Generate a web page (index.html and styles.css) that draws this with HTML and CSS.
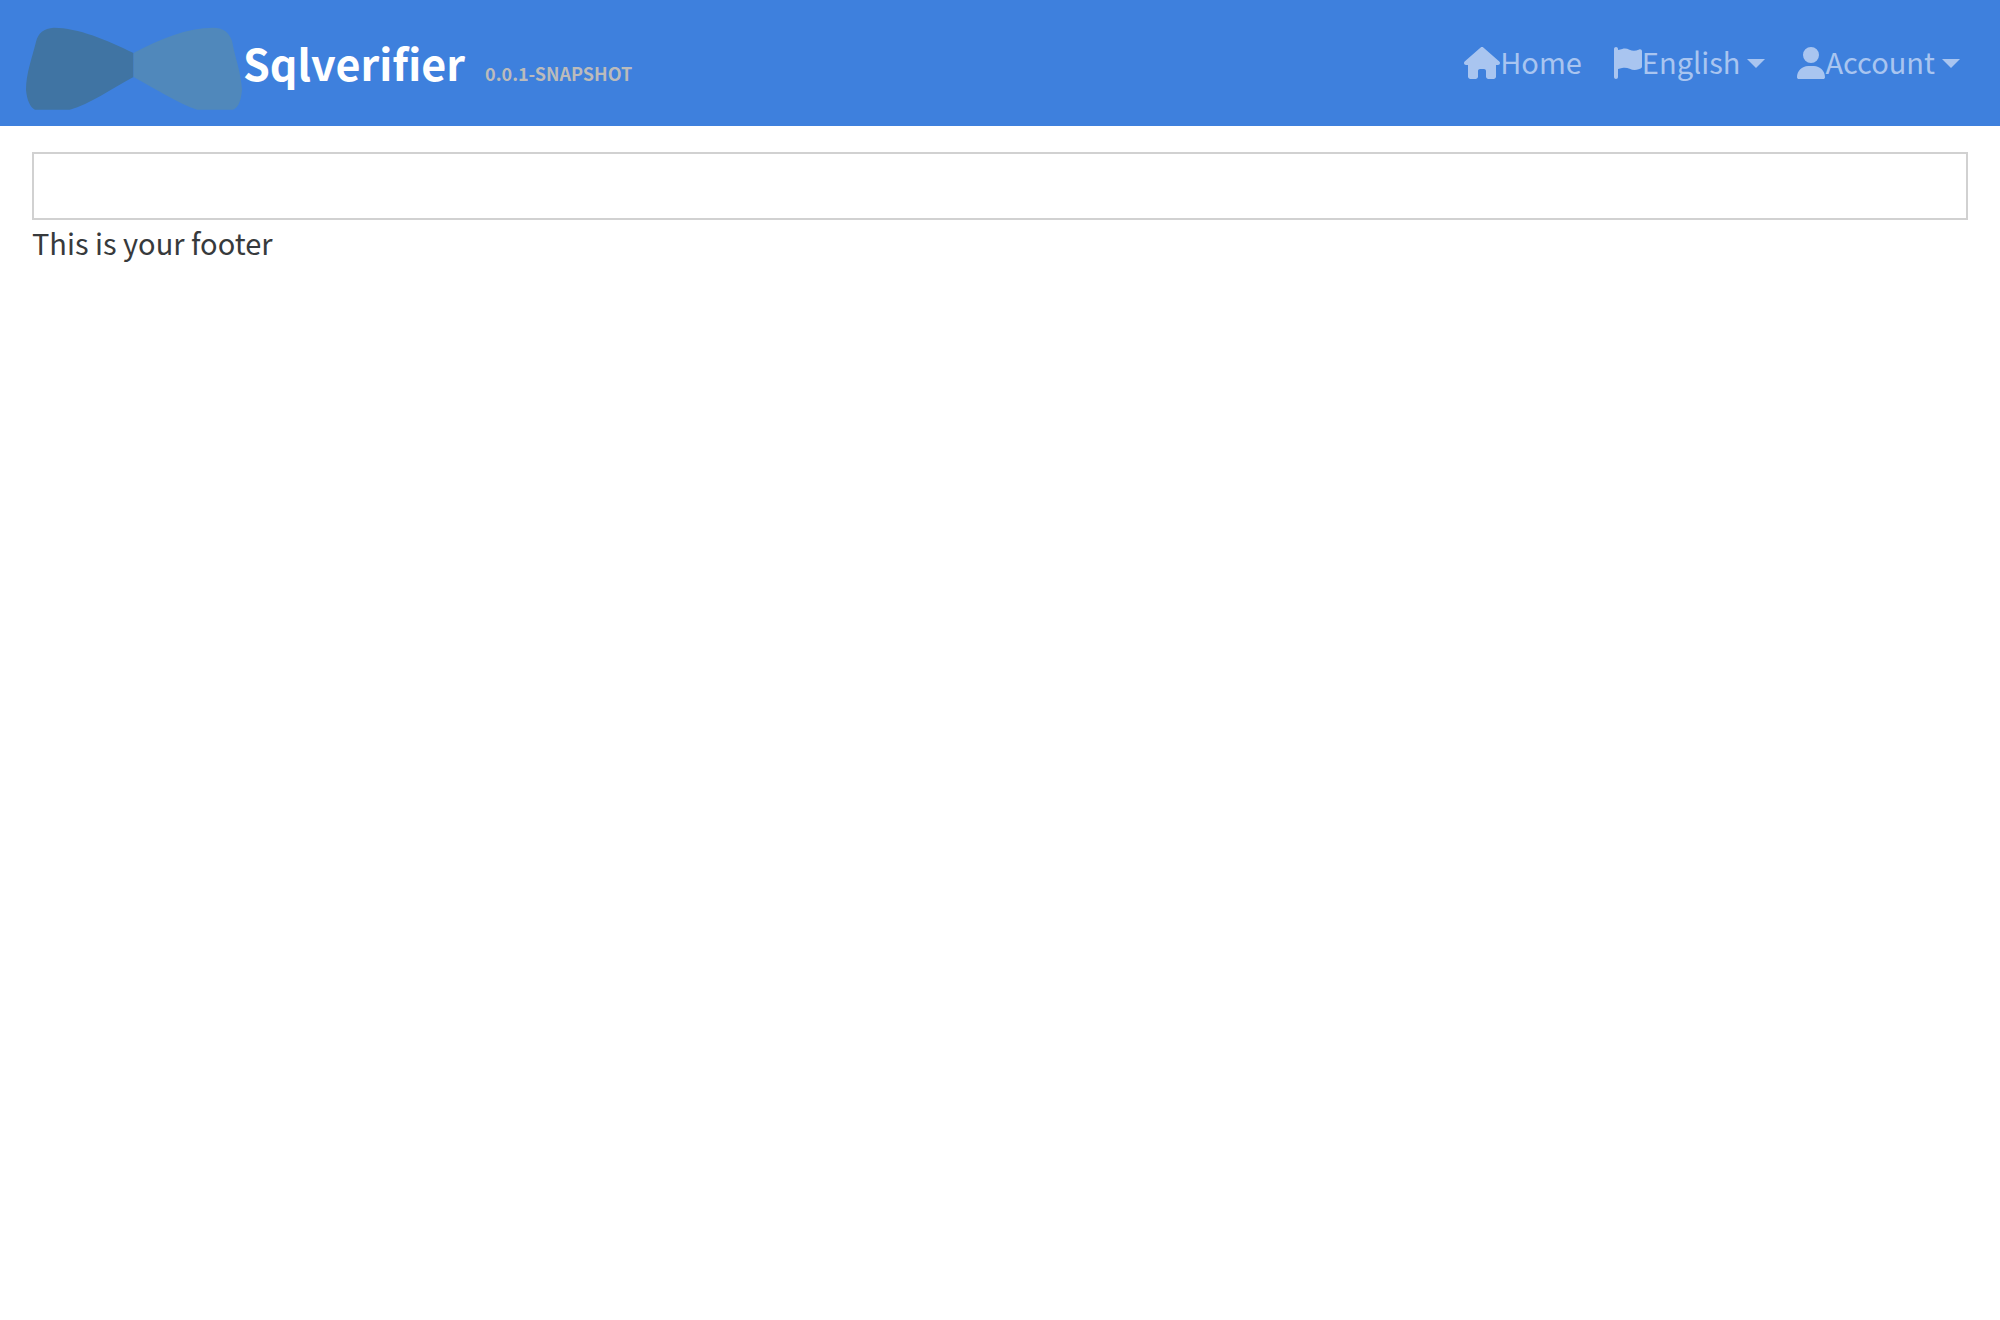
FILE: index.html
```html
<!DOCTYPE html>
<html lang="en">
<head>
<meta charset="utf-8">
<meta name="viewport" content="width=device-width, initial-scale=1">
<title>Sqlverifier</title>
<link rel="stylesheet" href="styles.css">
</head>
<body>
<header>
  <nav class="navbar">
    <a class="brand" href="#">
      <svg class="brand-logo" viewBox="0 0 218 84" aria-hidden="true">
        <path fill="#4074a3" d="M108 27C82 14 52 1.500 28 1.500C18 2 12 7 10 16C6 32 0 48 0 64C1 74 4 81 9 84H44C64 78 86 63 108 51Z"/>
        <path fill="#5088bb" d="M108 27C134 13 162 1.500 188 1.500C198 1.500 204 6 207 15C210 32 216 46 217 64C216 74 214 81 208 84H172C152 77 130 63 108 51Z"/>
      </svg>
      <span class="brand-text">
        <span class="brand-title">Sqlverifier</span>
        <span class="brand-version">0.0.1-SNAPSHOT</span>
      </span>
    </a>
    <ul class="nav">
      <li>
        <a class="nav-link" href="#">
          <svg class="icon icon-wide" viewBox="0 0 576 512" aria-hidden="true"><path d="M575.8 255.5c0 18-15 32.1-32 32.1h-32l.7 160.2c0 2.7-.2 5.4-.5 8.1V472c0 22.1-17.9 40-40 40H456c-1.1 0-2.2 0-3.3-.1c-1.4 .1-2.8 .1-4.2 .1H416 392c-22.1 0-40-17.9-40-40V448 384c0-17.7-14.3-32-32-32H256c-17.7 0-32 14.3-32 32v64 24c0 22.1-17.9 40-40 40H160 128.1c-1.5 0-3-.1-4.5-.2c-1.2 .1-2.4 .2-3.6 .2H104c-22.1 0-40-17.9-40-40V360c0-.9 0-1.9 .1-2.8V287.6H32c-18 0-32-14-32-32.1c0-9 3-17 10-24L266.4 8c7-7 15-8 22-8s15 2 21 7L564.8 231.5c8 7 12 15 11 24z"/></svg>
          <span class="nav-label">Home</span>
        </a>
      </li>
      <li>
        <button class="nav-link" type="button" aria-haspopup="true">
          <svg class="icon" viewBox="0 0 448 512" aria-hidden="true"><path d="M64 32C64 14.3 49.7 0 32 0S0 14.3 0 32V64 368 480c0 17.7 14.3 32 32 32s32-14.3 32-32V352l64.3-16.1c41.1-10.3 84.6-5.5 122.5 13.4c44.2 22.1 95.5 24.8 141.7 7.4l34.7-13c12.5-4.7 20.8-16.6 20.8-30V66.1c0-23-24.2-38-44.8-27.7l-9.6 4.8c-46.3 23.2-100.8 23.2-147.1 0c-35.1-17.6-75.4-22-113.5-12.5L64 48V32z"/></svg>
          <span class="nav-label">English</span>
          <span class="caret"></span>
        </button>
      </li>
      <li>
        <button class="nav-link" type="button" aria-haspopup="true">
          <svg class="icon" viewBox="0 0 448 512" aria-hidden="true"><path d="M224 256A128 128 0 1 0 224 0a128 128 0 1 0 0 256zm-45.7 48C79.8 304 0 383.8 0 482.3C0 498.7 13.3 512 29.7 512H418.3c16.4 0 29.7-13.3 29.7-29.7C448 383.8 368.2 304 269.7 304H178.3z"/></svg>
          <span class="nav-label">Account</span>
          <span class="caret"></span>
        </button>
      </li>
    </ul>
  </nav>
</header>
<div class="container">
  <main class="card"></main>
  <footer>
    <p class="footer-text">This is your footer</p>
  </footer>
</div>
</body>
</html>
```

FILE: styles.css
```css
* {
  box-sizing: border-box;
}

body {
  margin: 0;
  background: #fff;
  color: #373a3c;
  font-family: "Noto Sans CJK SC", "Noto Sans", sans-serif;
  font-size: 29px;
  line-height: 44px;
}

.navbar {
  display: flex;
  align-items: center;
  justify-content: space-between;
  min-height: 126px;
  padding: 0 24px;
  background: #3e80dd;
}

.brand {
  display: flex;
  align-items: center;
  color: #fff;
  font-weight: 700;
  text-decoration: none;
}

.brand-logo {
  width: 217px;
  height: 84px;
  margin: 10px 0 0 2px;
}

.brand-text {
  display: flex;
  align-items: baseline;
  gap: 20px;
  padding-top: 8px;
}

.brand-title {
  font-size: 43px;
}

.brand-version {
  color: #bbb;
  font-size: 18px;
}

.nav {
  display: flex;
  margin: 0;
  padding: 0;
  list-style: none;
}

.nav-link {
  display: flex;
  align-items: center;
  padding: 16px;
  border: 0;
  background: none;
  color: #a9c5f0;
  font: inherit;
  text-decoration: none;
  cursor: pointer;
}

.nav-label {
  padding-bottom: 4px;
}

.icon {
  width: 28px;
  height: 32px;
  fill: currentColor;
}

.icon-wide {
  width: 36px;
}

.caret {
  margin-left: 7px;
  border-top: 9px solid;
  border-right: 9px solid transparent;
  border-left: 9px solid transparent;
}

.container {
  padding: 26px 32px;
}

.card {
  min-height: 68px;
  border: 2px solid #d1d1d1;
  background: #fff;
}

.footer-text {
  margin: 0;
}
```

════

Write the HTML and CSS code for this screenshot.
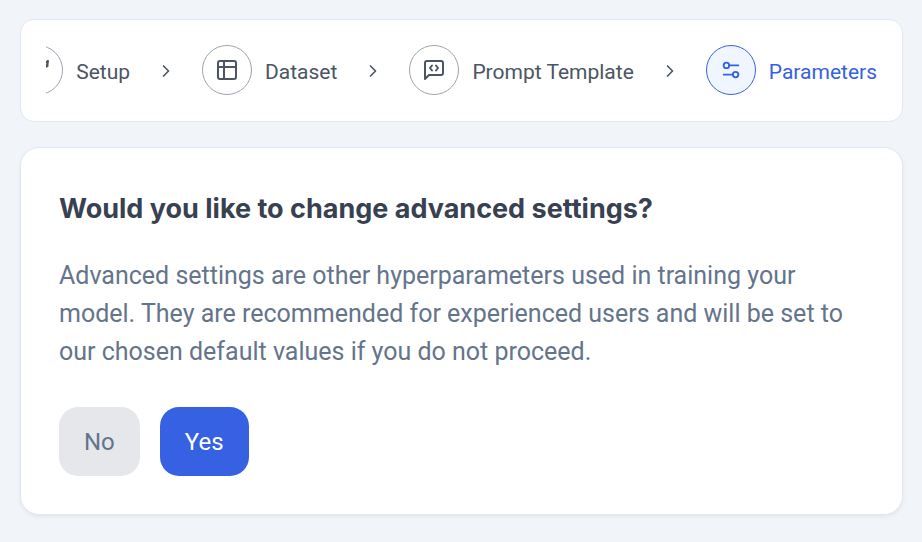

════

#### Problem details:
Find every line in the records above that contains the word "styles", and copy each one.

#### Solution:
Generate a web page (index.html and styles.css) that draws this with HTML and CSS.
<link rel="stylesheet" href="styles.css">
FILE: styles.css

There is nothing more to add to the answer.